When Newbattle re-opened after the war (and after Lothian’s death), the same financial problems remained, and there were only 20 students in residence. On the other hand, a new Labour Government was in power, and the College understandably hoped for a more sympathetic hearing in its quest for funding. There was strong support for the idea of residential adult education, from at least one Junior Minister, Peggy Herbison.21 The students were mostly “industrial workers” who had left school at fourteen and who showed “a real desire for further education”, she informed the Secretary of State, Hector McNeill.22 “More and more I am becoming convinced that if Social Democracy is to have any hopes of better success we require better leadership in our factories etc.” If trade unions could “contribute more”, then perhaps Newbattle could help achieve this objective.23 Unfortunately, McNeill was less convinced of the necessity of RAE, considered Newbattle’s “staffing preposterously extravagant”, and believed “that some of the full-time resident staff might easily be replaced by part-time non-resident tutors”. He reluctantly approved a £60 capitation grant, with £7000 as a one-off “exceptional measure” to meet the College deficit and the costs of re-opening after the war, on the understanding that if Newbattle could not keep its costs under control he would “not come to their rescue and ...[was] prepared to see the College sink.”24

These misgivings about the financial burden of RAE were soon compounded by “grave doubts” about the way Newbattle was being run by its new Warden, the distinguished Scottish writer Edwin Muir.25 McNeill found his apprehensions shared by “two reputable Directors of Education”, and by a former Warden of Ruskin College (Lionel Elvin) who “described Muir as ‘a man of great lustre but entirely lacking in any administrative or organising ability’.” Worse still, a group on the Newbattle Board of Governors led by Lord Greenhill (Chairman of the Scottish WEA) now considered the appointment of Muir to have been “a mistake”. Although this later developed into an acrimonious open dispute between Muir and the Governors of the College, the more fundamental issue of the SED’s attitude to Newbattle remained hidden from the public gaze. “We in the Department have always been doubtful of the extent to which Newbattle Abbey College could succeed as a residential college for adult education”, the Secretary of the SED informed McNeill, while one of the Directors of Education argued that Newbattle was irrelevant “under conditions of full employment and higher education open to all”.26

Here, in essence, were the arguments deployed against RAE thoroughout the 1950s, both within the SED and local authority education departments.
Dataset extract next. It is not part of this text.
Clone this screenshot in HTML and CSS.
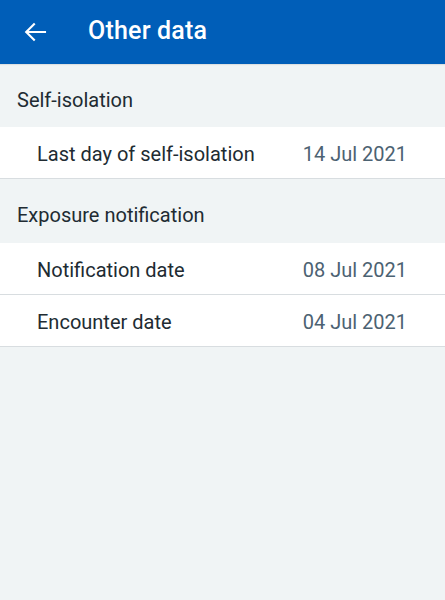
FILE: index.html
```html
<!DOCTYPE html>
<html lang="en">
<head>
  <meta charset="UTF-8">
  <meta name="viewport" content="width=device-width, initial-scale=1.0">
  <title>Other data</title>
  <link rel="stylesheet" href="styles.css">
</head>
<body>

  <header class="toolbar">
    <button class="back" aria-label="Back">
      <svg width="24" height="24" viewBox="0 0 24 24">
        <path d="M22 12H3.5M11 4.2L3.2 12L11 19.8" fill="none" stroke="#fff" stroke-width="2.1" stroke-linecap="square"/>
      </svg>
    </button>
    <h1 class="title">Other data</h1>
  </header>

  <section class="group">
    <h2 class="group-title">Self-isolation</h2>
    <div class="row">
      <span class="label">Last day of self-isolation</span>
      <span class="value">14 Jul 2021</span>
    </div>
  </section>

  <section class="group">
    <h2 class="group-title second">Exposure notification</h2>
    <div class="row">
      <span class="label">Notification date</span>
      <span class="value">08 Jul 2021</span>
    </div>
    <div class="row">
      <span class="label">Encounter date</span>
      <span class="value">04 Jul 2021</span>
    </div>
  </section>

</body>
</html>
```

FILE: styles.css
```css
body {
  margin: 0;
  height: 100vh;
  background: #f0f4f5;
  font-family: Roboto, "Liberation Sans", sans-serif;
  color: #212b32;
}
.toolbar {
  display: flex;
  align-items: center;
  height: 64px;
  box-sizing: border-box;
  background: #005eb8;
  box-shadow: 0 1px 1px rgba(0,0,0,0.08);
}
.back {
  display: flex;
  width: 24px;
  height: 24px;
  margin-left: 23px;
  padding: 0;
  border: none;
  background: none;
}
.title {
  margin: 0 0 3px 41px;
  font-size: 25px;
  font-weight: 500;
  line-height: 28px;
  letter-spacing: 0.2px;
  color: #fff;
}
.group-title {
  margin: 0;
  padding: 24px 17px 15px;
  font-size: 20px;
  font-weight: 400;
  line-height: 24px;
}
.group-title.second {
  padding-bottom: 16px;
}
.row {
  display: flex;
  justify-content: space-between;
  padding: 15px 38px 12px 37px;
  background: #fff;
  border-bottom: 1px solid #d8dde0;
  font-size: 20px;
  line-height: 24px;
}
.value {
  color: #4c6272;
}
```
Thinking in central government was neatly summarised by the civil servant who doubted whether “the sober respectable type of man who is making his way in the world will (even if he has no family responsibilities) think twice before throwing up his job, when the chances of returning at the end of the course, even where he left off a year earlier, must be rather remote”.27 With this the Director of Education for Dundee largely agreed, adding his own doubts that the trade unions would ever support RAE in general and Newbattle in particular: “The average Trade-Unionist of to-day is not sufficiently interested to attend his own Union meetings and he is very suspicious of the academic type of individual who he regards rightly or wrongly as a non-producer. One is tempted to ask the question as to whether or not this same feeling does not pervade Trade Union circles at top level as well as lower down....” As for Muir and his teaching staff: “Each is the scholarly type, and I would say first rate for University teaching. But I am doubtful and even sceptical of their appeal to the average working man. The kind of people I would choose for the staff of Newbattle would be of the Officer type developed during the war, who could maintain easy relationships with the men and at the same time hold their respect, who are not only first-rate academically but can approach their students easily. I cannot imagine Dr. Muir approaching any student with ease, he is much too shy himself, and I would say definitely not a social type.”28

This mixture of simple prejudice and acute observation is expressed in the language of the early post-war years, but the official view of Newbattle did not shift significantly over later decades. The reluctance to provide secure funding, beyond the capitation grant paid for each student completing his or her studies, was justified by reference to the cost of RAE compared to other forms of further education. In addition, it was asked why the SED should pay for the expensive upkeep of a former stately home. The dry rot problem was a source of official concern in the 1950s as in the 1980s.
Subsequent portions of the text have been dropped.